Written exercise:
Transcribe the listing that follows in full, omitting pictures.
****************************************
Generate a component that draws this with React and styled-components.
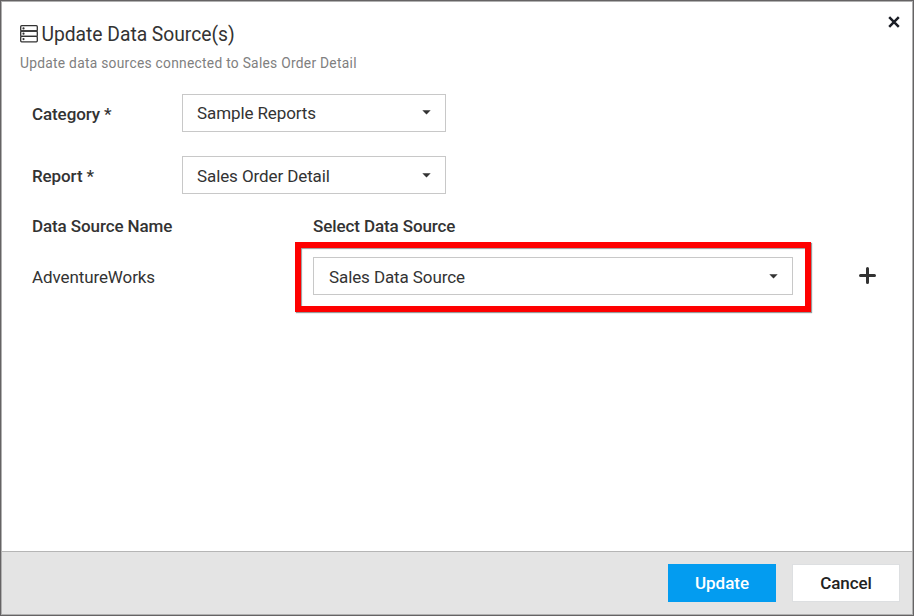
import React from "react";
import styled, { createGlobalStyle } from "styled-components";

const GlobalStyle = createGlobalStyle`
  * { box-sizing: border-box; }
  body { margin: 0; font-family: Roboto, sans-serif; color: #333; }
`;

const Dialog = styled.div`
  display: flex;
  flex-direction: column;
  width: 914px;
  height: 616px;
  border: 1px solid #656364;
  background: #fff;
`;

const Inner = styled.div`
  flex: 1;
  display: flex;
  flex-direction: column;
  border: 1px solid #b0b0b0;
`;

const Header = styled.header`
  display: flex;
  justify-content: space-between;
  align-items: flex-start;
  height: 92px;
  padding: 20px 12px 0 18px;
`;

const Title = styled.h1`
  display: flex;
  align-items: center;
  gap: 3.5px;
  margin: 0;
  font-size: 19.3px;
  font-weight: 400;
  line-height: 24px;

  span {
    padding-top: 1px;
    margin-bottom: -1px;
    letter-spacing: -0.03px;
  }
`;

const Subtitle = styled.p`
  margin: 9px 0 0;
  font-size: 13.8px;
  line-height: 16px;
  letter-spacing: 0.27px;
  color: #808080;
`;

const IconButton = styled.button`
  display: flex;
  align-self: start;
  padding: 0;
  border: 0;
  background: none;
  color: ${(p) => p.$color || "#333"};
  margin: ${(p) => p.$margin || "0"};
`;

const Body = styled.main`
  flex: 1;
  padding: 0 30px;
  font-size: 17px;
  line-height: 20px;
  letter-spacing: -0.1px;
`;

const Field = styled.div`
  display: grid;
  grid-template-columns: 150px 264px;
  align-items: center;
  height: 38px;
  margin-bottom: ${(p) => p.$gap}px;
`;

const Label = styled.span`
  font-weight: 500;
  padding-top: 2px;
`;

const Select = styled.div`
  display: flex;
  align-items: flex-start;
  justify-content: space-between;
  height: 38px;
  padding: ${(p) => p.$top}px 14px 0 ${(p) => p.$left}px;
  border: 1px solid #c8c8c8;

  svg {
    margin-top: 7px;
  }
`;

const Sources = styled.div`
  display: grid;
  grid-template-columns: 263px 517px 1fr;
  grid-template-rows: 26px 70px;
`;

const SourceHeading = styled.div`
  padding-left: ${(p) => p.$indent || 0}px;
  font-weight: 500;
`;

const SourceName = styled.div`
  padding-top: 25px;
`;

const Highlight = styled.div`
  width: 516px;
  height: 70px;
  padding: 9px 12px;
  border: 6px solid #fe0000;
  box-shadow: 1px 1px 1px #999, inset 1px 1px 1px #999;
`;

const Footer = styled.footer`
  display: flex;
  justify-content: flex-end;
  gap: 16px;
  height: 63px;
  padding: 12px 12px 0;
  border-top: 1px solid #b5b5b5;
  background: #e4e4e4;
`;

const Button = styled.button`
  width: 108px;
  height: 38px;
  padding: 0;
  border: 1px solid ${(p) => (p.$primary ? "#039cf0" : "#dddfe1")};
  background: ${(p) => (p.$primary ? "#039cf0" : "#fff")};
  color: ${(p) => (p.$primary ? "#fff" : "#222")};
  font: 500 17px/20px Roboto, sans-serif;
  letter-spacing: -0.05px;
`;

const ServerIcon = () => (
  <svg width="18" height="18" viewBox="0 0 18 18" fill="none" stroke="#333" strokeWidth="1.3">
    <rect x="0.7" y="0.7" width="16.6" height="5.3" rx="1" />
    <rect x="0.7" y="6" width="16.6" height="5.4" rx="1" />
    <rect x="0.7" y="11.4" width="16.6" height="5.4" rx="1" />
    <g fill="#333" stroke="none">
      <circle cx="3.5" cy="3.4" r="1.1" />
      <circle cx="3.5" cy="8.7" r="1.1" />
      <circle cx="3.5" cy="14.1" r="1.1" />
    </g>
  </svg>
);

const Caret = () => (
  <svg width="9" height="5" viewBox="0 0 9 5" fill="#333">
    <path d="M0.3 0.3h8.4L4.5 4.5z" />
  </svg>
);

const CloseIcon = () => (
  <svg width="12" height="12" viewBox="0 0 12 12" fill="none" stroke="currentColor" strokeWidth="2.5">
    <path d="M1.2 1.2l9.6 9.6M10.8 1.2l-9.6 9.6" />
  </svg>
);

const PlusIcon = () => (
  <svg width="17" height="17" viewBox="0 0 17 17" fill="none" stroke="currentColor" strokeWidth="3" strokeLinecap="round">
    <path d="M1.5 8.5h14M8.5 1.5v14" />
  </svg>
);

function Dropdown({ value, left = 14, top = 9 }) {
  return (
    <Select $left={left} $top={top}>
      <span>{value}</span>
      <Caret />
    </Select>
  );
}

export default function App() {
  return (
    <>
      <GlobalStyle />
      <Dialog>
        <Inner>
          <Header>
            <div>
              <Title><ServerIcon /><span>Update Data Source(s)</span></Title>
              <Subtitle>Update data sources connected to Sales Order Detail</Subtitle>
            </div>
            <IconButton aria-label="Close" $color="#1b1e26" $margin="-6px 0 0">
              <CloseIcon />
            </IconButton>
          </Header>
          <Body>
            <Field $gap={24}>
              <Label>Category *</Label>
              <Dropdown value="Sample Reports" top={8} />
            </Field>
            <Field $gap={22}>
              <Label>Report *</Label>
              <Dropdown value="Sales Order Detail" />
            </Field>
            <Sources>
              <SourceHeading>Data Source Name</SourceHeading>
              <SourceHeading $indent={18}>Select Data Source</SourceHeading>
              <span />
              <SourceName>AdventureWorks</SourceName>
              <Highlight>
                <Dropdown value="Sales Data Source" left={15} />
              </Highlight>
              <IconButton aria-label="Add data source" $margin="25px 0 0 47px">
                <PlusIcon />
              </IconButton>
            </Sources>
          </Body>
          <Footer>
            <Button $primary>Update</Button>
            <Button>Cancel</Button>
          </Footer>
        </Inner>
      </Dialog>
    </>
  );
}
****************************************
Worked solution:
Generate a component that draws this with React and styled-components.
import React from "react";
import styled, { createGlobalStyle } from "styled-components";

const GlobalStyle = createGlobalStyle`
  * { box-sizing: border-box; }
  body { margin: 0; font-family: Roboto, sans-serif; color: #333; }
`;

const Dialog = styled.div`
  display: flex;
  flex-direction: column;
  width: 914px;
  height: 616px;
  border: 1px solid #656364;
  background: #fff;
`;

const Inner = styled.div`
  flex: 1;
  display: flex;
  flex-direction: column;
  border: 1px solid #b0b0b0;
`;

const Header = styled.header`
  display: flex;
  justify-content: space-between;
  align-items: flex-start;
  height: 92px;
  padding: 20px 12px 0 18px;
`;

const Title = styled.h1`
  display: flex;
  align-items: center;
  gap: 3.5px;
  margin: 0;
  font-size: 19.3px;
  font-weight: 400;
  line-height: 24px;

  span {
    padding-top: 1px;
    margin-bottom: -1px;
    letter-spacing: -0.03px;
  }
`;

const Subtitle = styled.p`
  margin: 9px 0 0;
  font-size: 13.8px;
  line-height: 16px;
  letter-spacing: 0.27px;
  color: #808080;
`;

const IconButton = styled.button`
  display: flex;
  align-self: start;
  padding: 0;
  border: 0;
  background: none;
  color: ${(p) => p.$color || "#333"};
  margin: ${(p) => p.$margin || "0"};
`;

const Body = styled.main`
  flex: 1;
  padding: 0 30px;
  font-size: 17px;
  line-height: 20px;
  letter-spacing: -0.1px;
`;

const Field = styled.div`
  display: grid;
  grid-template-columns: 150px 264px;
  align-items: center;
  height: 38px;
  margin-bottom: ${(p) => p.$gap}px;
`;

const Label = styled.span`
  font-weight: 500;
  padding-top: 2px;
`;

const Select = styled.div`
  display: flex;
  align-items: flex-start;
  justify-content: space-between;
  height: 38px;
  padding: ${(p) => p.$top}px 14px 0 ${(p) => p.$left}px;
  border: 1px solid #c8c8c8;

  svg {
    margin-top: 7px;
  }
`;

const Sources = styled.div`
  display: grid;
  grid-template-columns: 263px 517px 1fr;
  grid-template-rows: 26px 70px;
`;

const SourceHeading = styled.div`
  padding-left: ${(p) => p.$indent || 0}px;
  font-weight: 500;
`;

const SourceName = styled.div`
  padding-top: 25px;
`;

const Highlight = styled.div`
  width: 516px;
  height: 70px;
  padding: 9px 12px;
  border: 6px solid #fe0000;
  box-shadow: 1px 1px 1px #999, inset 1px 1px 1px #999;
`;

const Footer = styled.footer`
  display: flex;
  justify-content: flex-end;
  gap: 16px;
  height: 63px;
  padding: 12px 12px 0;
  border-top: 1px solid #b5b5b5;
  background: #e4e4e4;
`;

const Button = styled.button`
  width: 108px;
  height: 38px;
  padding: 0;
  border: 1px solid ${(p) => (p.$primary ? "#039cf0" : "#dddfe1")};
  background: ${(p) => (p.$primary ? "#039cf0" : "#fff")};
  color: ${(p) => (p.$primary ? "#fff" : "#222")};
  font: 500 17px/20px Roboto, sans-serif;
  letter-spacing: -0.05px;
`;

const ServerIcon = () => (
  <svg width="18" height="18" viewBox="0 0 18 18" fill="none" stroke="#333" strokeWidth="1.3">
    <rect x="0.7" y="0.7" width="16.6" height="5.3" rx="1" />
    <rect x="0.7" y="6" width="16.6" height="5.4" rx="1" />
    <rect x="0.7" y="11.4" width="16.6" height="5.4" rx="1" />
    <g fill="#333" stroke="none">
      <circle cx="3.5" cy="3.4" r="1.1" />
      <circle cx="3.5" cy="8.7" r="1.1" />
      <circle cx="3.5" cy="14.1" r="1.1" />
    </g>
  </svg>
);

const Caret = () => (
  <svg width="9" height="5" viewBox="0 0 9 5" fill="#333">
    <path d="M0.3 0.3h8.4L4.5 4.5z" />
  </svg>
);

const CloseIcon = () => (
  <svg width="12" height="12" viewBox="0 0 12 12" fill="none" stroke="currentColor" strokeWidth="2.5">
    <path d="M1.2 1.2l9.6 9.6M10.8 1.2l-9.6 9.6" />
  </svg>
);

const PlusIcon = () => (
  <svg width="17" height="17" viewBox="0 0 17 17" fill="none" stroke="currentColor" strokeWidth="3" strokeLinecap="round">
    <path d="M1.5 8.5h14M8.5 1.5v14" />
  </svg>
);

function Dropdown({ value, left = 14, top = 9 }) {
  return (
    <Select $left={left} $top={top}>
      <span>{value}</span>
      <Caret />
    </Select>
  );
}

export default function App() {
  return (
    <>
      <GlobalStyle />
      <Dialog>
        <Inner>
          <Header>
            <div>
              <Title><ServerIcon /><span>Update Data Source(s)</span></Title>
              <Subtitle>Update data sources connected to Sales Order Detail</Subtitle>
            </div>
            <IconButton aria-label="Close" $color="#1b1e26" $margin="-6px 0 0">
              <CloseIcon />
            </IconButton>
          </Header>
          <Body>
            <Field $gap={24}>
              <Label>Category *</Label>
              <Dropdown value="Sample Reports" top={8} />
            </Field>
            <Field $gap={22}>
              <Label>Report *</Label>
              <Dropdown value="Sales Order Detail" />
            </Field>
            <Sources>
              <SourceHeading>Data Source Name</SourceHeading>
              <SourceHeading $indent={18}>Select Data Source</SourceHeading>
              <span />
              <SourceName>AdventureWorks</SourceName>
              <Highlight>
                <Dropdown value="Sales Data Source" left={15} />
              </Highlight>
              <IconButton aria-label="Add data source" $margin="25px 0 0 47px">
                <PlusIcon />
              </IconButton>
            </Sources>
          </Body>
          <Footer>
            <Button $primary>Update</Button>
            <Button>Cancel</Button>
          </Footer>
        </Inner>
      </Dialog>
    </>
  );
}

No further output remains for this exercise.